Chicago-based Syndicated Equities is one firm that has made an effort to target high net worth individual investors outside of the U.S. To date, Syndicated Equities has welcomed investors from about a dozen different countries, including Canada, Israel, Norway and, increasingly, mainland China.

“We know there is a lot of interest from foreign investors in U.S. real estate, and especially the conservative deals that we do, and we have had some really good success with it,” says Richard Kaplan, CEO of Syndicated Equities.

For example, Syndicated Equities recently raised about $6 million for the acquisition of two student housing properties in Austin, Texas. About 12 percent of that equity was raised from foreign individuals. This was more than a three-fold increase from 2012, when foreign investment was only 3 to 4 percent of every deal, notes Kaplan. “While we are certainly happy with this increase, our goal is to steadily grow foreign direct investment in our syndications to 20 percent of the available equity,” he says. The company is on pace to place about $48 million in equity in approximately $120 million in acquisitions this year. Foreign investors are somewhat similar to U.S. investors, notes Kaplan. “I think everyone is trying to find a little edge and somewhere where they also may have a little more control,” he says. “Our folks feel like they have a vote, that they can pick and choose what they like with the type of real estate and the market, and I think they like that.”

Certainly, there is a great deal of interest in U.S. real estate across the spectrum, from the sovereign wealth funds to private investors. “What we tend to see a lot more of today, specifically as it relates to foreign capital, is a lot more joint ventures, club transactions and partial interest sales,” says Christopher Ludeman, global president of capital markets at real estate services firm CBRE.

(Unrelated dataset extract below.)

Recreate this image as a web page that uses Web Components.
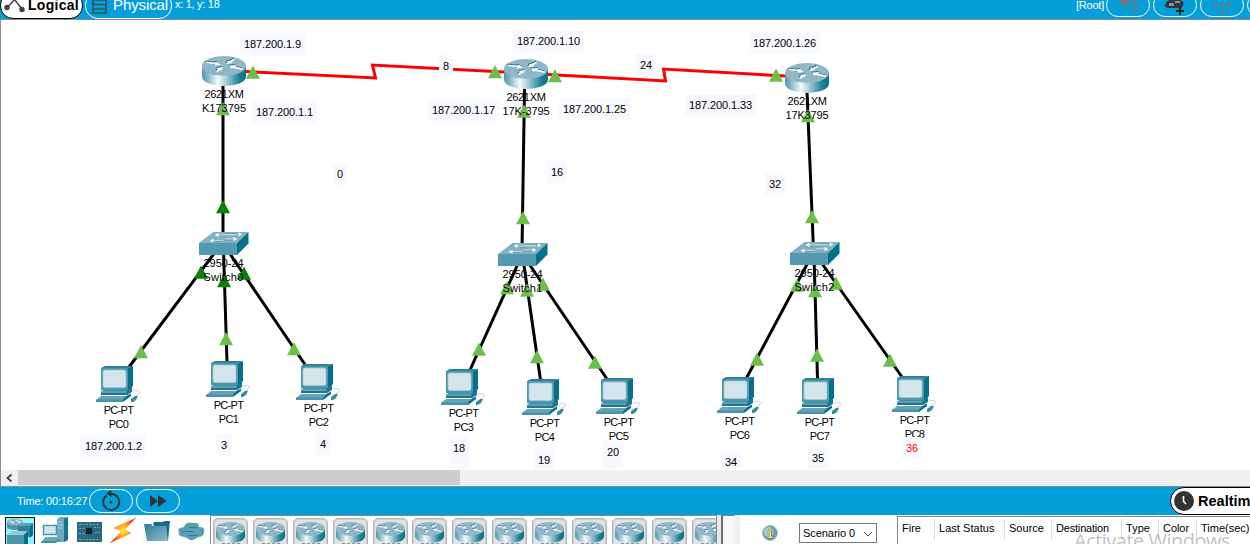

The first step for many foreign investors has been placing capital in a well-known REIT that perhaps has investments in a gateway market such as New York. That creates an opportunity to learn about the U.S. market, says Ludeman. The next step may be to participate in a real estate fund structure, which allows foreign investors to get more directly involved in real estate ownership. As they do so, they are looking for greater transparency around governance and control. “What they are looking for is choosing a partner thoughtfully and strategically with efficiency and who they know will operate responsibility,” he adds.

Foreign investors also have to be cautious regarding the structure of the investment vehicles. The structuring of foreign investment in U.S. real estate is complex, especially from a tax perspective. The Foreign Investment in Real Property Tax Act (FIRPTA) creates some limitations and structuring challenges for foreign real estate investors on how income and gains are taxed. However, there have been some efforts to repeal or scale back the FIRPTA regulations in an effort to attract even more foreign capital to U.S. real estate, notes O’Brien.